Es un error interpretar que las reformas constitucionales que militarizan la Guardia Nacional son para mejorar la eficacia en la lucha contra grupos criminales.
Primero, porque no hay tal lucha.
O al menos no es ni ha sido prioritaria en esta administración. No va por ahí.
“La aprobación de la reforma para adscribir a la Guardia Nacional al Ejército y darle poderes de investigación y espionaje –y de detención e investigación de particulares– se enlazará con la reforma judicial que prevé juzgadores adictos al régimen y priva a los órganos jurisdiccionales de la facultad de suspender los actos arbitrarios, entre otros, de un Ejército así habilitado de policía”.
En ese párrafo que escribió el miércoles José Carreño Carlón en El Universal se resume el cambio brutal de la relación entre el poder y la sociedad civil. Estaremos bajo vigilancia militar.
Además, los cambios constitucionales cierran la posibilidad de crear una policía nacional civil.
Se borró la frontera de las atribuciones de las Fuerzas Armadas en tiempos de guerra y en tiempos de paz. No es un asunto temporal mientras se logran objetivos específicos. Es para siempre, y con candados para impedir que en el futuro se forme una policía civil.
El objetivo contra el que actuará el Ejército no será necesariamente, o no únicamente, el de los grupos criminales. Podrán hacerlo contra cualquier persona que los militares sospechen que ha cometido un delito, producto de una investigación, del resentimiento de un soldadito, de un teniente o por indicación superior.
No hay precedentes en la historia de México, a partir de los gobiernos liberales del siglo antepasado, del otorgamiento de facultades constitucionales tan amplias a las Fuerzas Armadas.
Desde la Constitución de 1857 se estableció que “en tiempos de paz, ninguna autoridad militar puede ejercer más funciones que las que tengan exacta conexión con la disciplina militar…”.
Como lo explicaron en esclarecedores artículos Roberto Gil Zuarth (El Financiero) y Carlos Pérez-Ricart (Reforma), tampoco en la Constitución de 1917, con los generales triunfadores de la Revolución, se movió esa limitante al alcance del poder militar.

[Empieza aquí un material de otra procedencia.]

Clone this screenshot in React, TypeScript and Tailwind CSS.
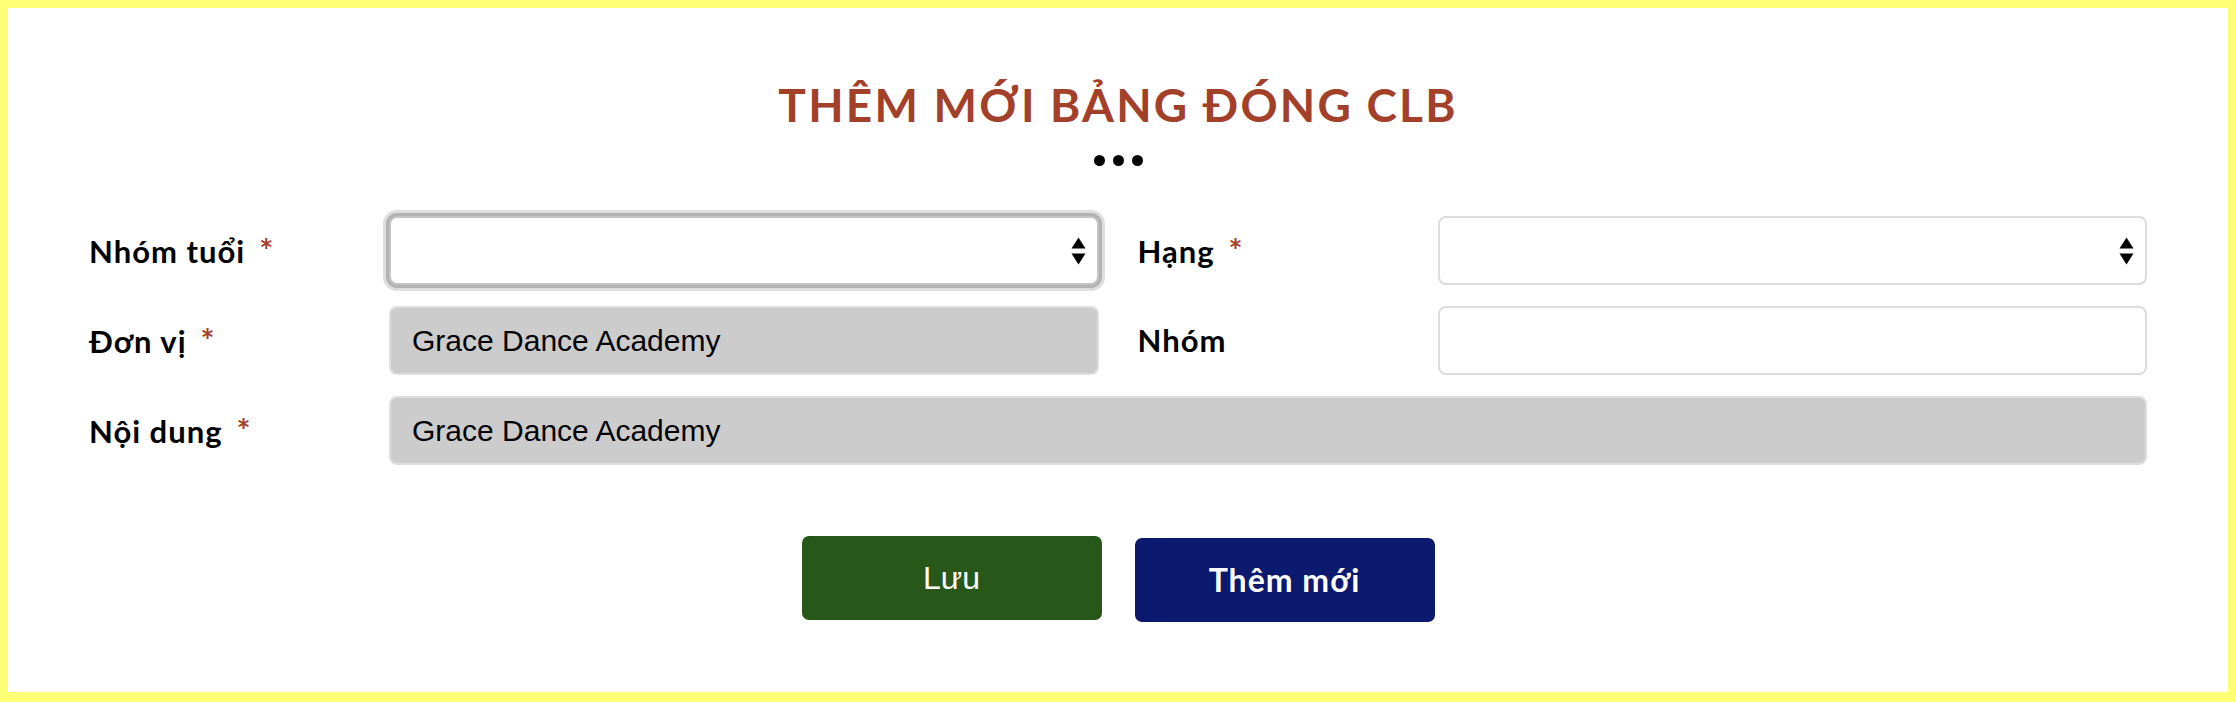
import { ReactNode } from "react";

const labelFont = { fontFamily: "Lato, 'Noto Sans', sans-serif" };
const inputFont = { fontFamily: "'Liberation Sans', Arial, sans-serif" };

const Required = () => (
  <span className="ml-[14px] text-[33px] text-[#a3402a]">*</span>
);

type FieldProps = {
  label: string;
  required?: boolean;
  children: ReactNode;
};

const Field = ({ label, required, children }: FieldProps) => (
  <div className="flex h-[69px] items-center">
    <label
      className="w-[300px] shrink-0 text-[31px] font-bold tracking-[1px] text-black"
      style={labelFont}
    >
      {label}
      {required && <Required />}
    </label>
    <div className="h-full flex-1">{children}</div>
  </div>
);

// native-looking up/down arrows for the select boxes
const Arrows = () => (
  <svg
    width="15"
    height="29"
    viewBox="0 0 15 29"
    className="absolute right-[11px] top-1/2 -translate-y-1/2"
  >
    <path d="M7.5 1 L14.5 12 L0.5 12 Z" fill="#000" />
    <path d="M0.5 17 L14.5 17 L7.5 28 Z" fill="#000" />
  </svg>
);

const SelectBox = ({ focused }: { focused?: boolean }) => (
  <div
    className={
      focused
        ? "relative h-full rounded-[8px] border-2 border-[#c4c4c4] bg-white shadow-[0_0_0_3px_#b3b3b3,0_0_0_6px_#dedede]"
        : "relative h-full rounded-[8px] border-2 border-[#dddddd] bg-white"
    }
  >
    <Arrows />
  </div>
);

const TextBox = ({ value, disabled }: { value?: string; disabled?: boolean }) => (
  <div
    className={
      disabled
        ? "flex h-full items-center rounded-[8px] border-2 border-[#dedede] bg-[#cccccc] pl-[21px] text-[30px] text-black"
        : "flex h-full items-center rounded-[8px] border-2 border-[#dddddd] bg-white pl-[21px] text-[30px] text-black"
    }
    style={inputFont}
  >
    {value}
  </div>
);

export default function App() {
  return (
    <div className="h-[702px] w-full bg-[#ffff75] px-[8px] pb-[10px] pt-[8px]">
      <div className="flex h-full flex-col items-center bg-white pt-[74px]">
        <h1
          className="text-[46px] font-bold leading-[46px] tracking-[2.2px] text-[#a3402a]"
          style={labelFont}
        >
          THÊM MỚI BẢNG ĐÓNG CLB
        </h1>
        <div className="mt-[27px] flex gap-[8px]">
          <span className="h-[11px] w-[11px] rounded-full bg-black" />
          <span className="h-[11px] w-[11px] rounded-full bg-black" />
          <span className="h-[11px] w-[11px] rounded-full bg-black" />
        </div>

        <div className="mt-[50px] flex w-full flex-col gap-[21px] pl-[81px] pr-[81px]">
          <div className="grid grid-cols-2 gap-x-[39px]">
            <Field label="Nhóm tuổi" required>
              <SelectBox focused />
            </Field>
            <Field label="Hạng" required>
              <SelectBox />
            </Field>
          </div>
          <div className="grid grid-cols-2 gap-x-[39px]">
            <Field label="Đơn vị" required>
              <TextBox value="Grace Dance Academy" disabled />
            </Field>
            <Field label="Nhóm">
              <TextBox />
            </Field>
          </div>
          <Field label="Nội dung" required>
            <TextBox value="Grace Dance Academy" disabled />
          </Field>
        </div>

        <div className="mt-[71px] flex items-start gap-[33px]">
          <button
            type="button"
            className="h-[84px] w-[300px] rounded-[7px] bg-[#27581a] text-[32px] text-white"
            style={inputFont}
          >
            Lưu
          </button>
          <button
            type="button"
            className="mt-[2px] h-[84px] w-[300px] rounded-[7px] bg-[#0b1a6e] text-[32px] font-bold tracking-[1px] text-white"
            style={labelFont}
          >
            Thêm mới
          </button>
        </div>
      </div>
    </div>
  );
}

Señaló Pérez Ricart que el ahora modificado artículo 129 de la Constitución “era el dique que limitaba la esfera de competencia de las autoridades militares. Su propósito era uno y llano: impedir que el Ejército operara por sí y ante sí”.
Ya no existe tal dique.
Lo quitaron los aliados de López Obrador, el Presidente que se nos presentó, falsamente, como un apóstol de los liberales del siglo XIX que frenaron el poder militar al ponerle límites en la Constitución.
No hay salida.
Roberto Gil apuntó que con el artículo sexto transitorio de la reforma aprobada la semana anterior, se imposibilita jurídicamente la existencia de una corporación civil.
Le pregunté a Gil cómo sustentaba esa afirmación, y me explicó: “El sexto transitorio establece que la extinta Policía Federal pasa a Seguridad Pública, y luego dice que las vacantes que se vayan generando se transfieren presupuestalmente como plazas a la Secretaría de la Defensa Nacional. Así, las aproximadamente 15 mil personas (plazas) que quedan en esa condición, se jubilan, fallecen o causan baja, la Secretaría de Seguridad pierde esa plaza y la gana Sedena”.
Así es que, por decisión del Presidente “pacifista, humanista” y los hipócritas que le acompañan, tendremos al Ejército en labores de vigilancia, atropello e intromisión en nuestras libertades, en nuestra vida pública y en nuestra vida privada.
Quienes nacieron en México no han vivido el día a día bajo la agobiante mirada militar.
Se está a merced de la indulgencia o del resentimiento de jóvenes con fusil, fuero especial, jueces de su lado. Y el ciudadano, sin acceso al amparo efectivo.
No importa si el origen de la institución es popular o aristocrático. Son militares. Eso lo sabían los liberales de 1857 y los constituyentes del 17.
Eso es lo que reformaron el presidente López Obrador, los legisladores de Morena y sus aliados.